The PG-13 rating of "Alien vs. Predator" alone tells the story of this grudge match between space beasties. Before the lights go down, you know this will be a defanged resurrection of two venerable action franchises, crassly fashioned to bait the broadest opening-weekend audience possible before word spreads about how dumb the movie is.

  MOVIE REVIEW
 

ALIEN VS. PREDATOR

DIRECTOR: Paul W.S. Anderson

CAST: Sanaa Lathan, Lance Henriksen, Raoul Bova, Ewen Bremner

RUNNING TIME: 101 minutes

RATING: PG-13 for violence, language, horror images, slime and gore

WHERE: Alderwood 7, Cinema 17, Crossroads 8, East Valley 13, Everett 9, Factoria, Galaxy Tacoma 6, Galleria 11, Gateway 8, Issaquah 9, Kirkland Parkplace 6, Longston Place 14, Marysville Cinema 14, Monroe 12, Mountlake 9, Oak Tree, Pacific Place, Parkway Plaza 12, Redmond Town Center, Varsity, Valley Drive-In, Woodinville 12

GRADE: D


See the photo gallery.

Its six predecessors -- two great "Alien" movies and two inferior sequels, one decent "Predator" flick and one so-so sequel -- had hard R ratings for graphic gore, violence and terror.

Bringing this hybrid in at PG-13, the studio and filmmakers are sending a cynical message to viewers: We want your money, but don't expect to see anything new. In fact, we're going to show you less than any of the half-dozen previous movies did.

The skimpy story is about as clever as anything two teenage gamers might dream up over down time during a minor power outage. The human characters are little more than munchies for one space species and shooting-gallery targets for the other. The action is tepid, more a kitten fight than a to-the-death alien smackdown.

And there's simply no suspense. The weakest of the "Alien" and "Predator" movies packed chills in triplicate compared to "Alien vs. Predator."

The movie is written and directed by Paul W.S. Anderson, maker of such sci-fi twaddle as "Resident Evil" and "Mortal Kombat." Like those video-game adaptations, "Alien vs. Predator" plays out like a linear joystick pastime: Kill this creature, move up one level, vanquish that foe, advance to the next round.

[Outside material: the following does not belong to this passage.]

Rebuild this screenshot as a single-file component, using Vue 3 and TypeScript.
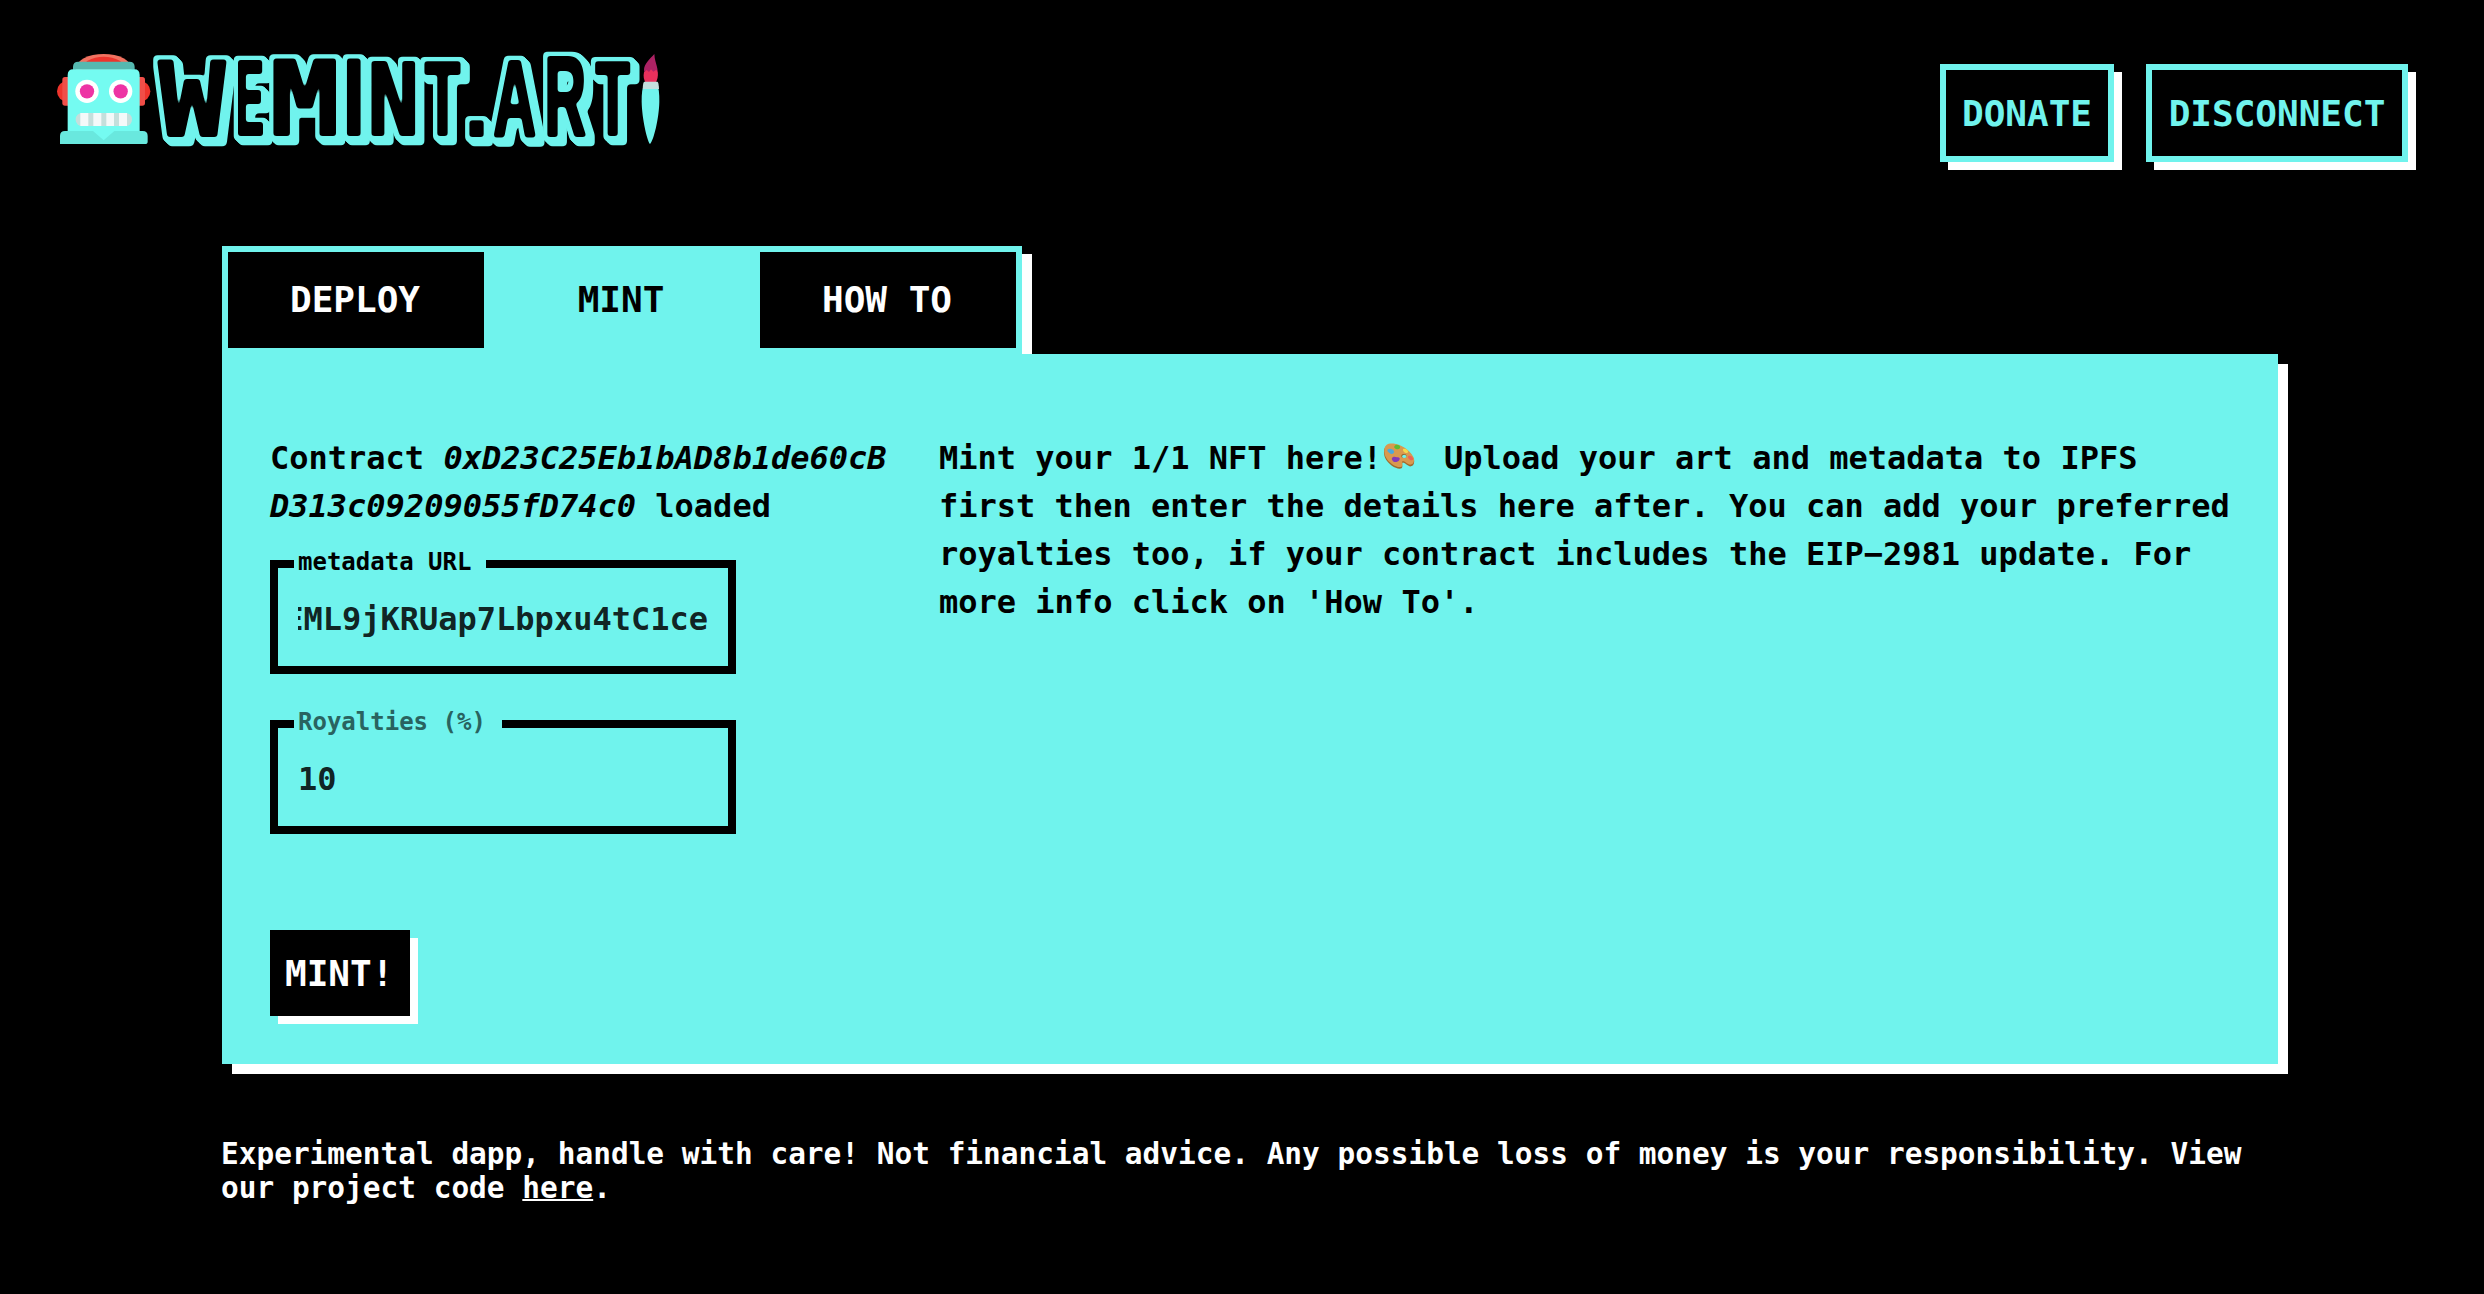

A prequel to the "Alien" films and a sequel to the "Predator" movies, "Alien vs. Predator" is set in Antarctica, where scientists are scoping out an ancient pyramid discovered below the ice. The gang stumbles onto two extraterrestrial races duking it out under the tundra. In this corner is the hissing, acid-slobbering alien race introduced in Ridley Scott's 1979 classic "Alien," which made a star of Sigourney Weaver. In that corner are the clicking, clacking creatures that debuted in 1987's "Predator," starring Arnold Schwarzenegger as a commando whose unit is being stalked by a space hunter seeking human trophies.

Lance Henriksen, who played an android in "Aliens" and "Alien 3," stars as billionaire Charles Bishop Weyland, who finances the expedition. Sanaa Lathan plays expedition leader Alexa Woods, essentially a poor director's substitute for Weaver's intrepid Ripley. Raoul Bova and Ewen Bremner fill up the principal cast as scientists along for the ride.

Animatronic and puppet creature effects are solid enough, while computer animation to create some creature effects looks cheesy, particularly in a flashback to an ancient Predator-Alien battle.

The movie's tag line, "Whoever wins, we lose," could not be more appropriate. Any member of the human race who buys a ticket to "Alien vs. Predator" ends up losing.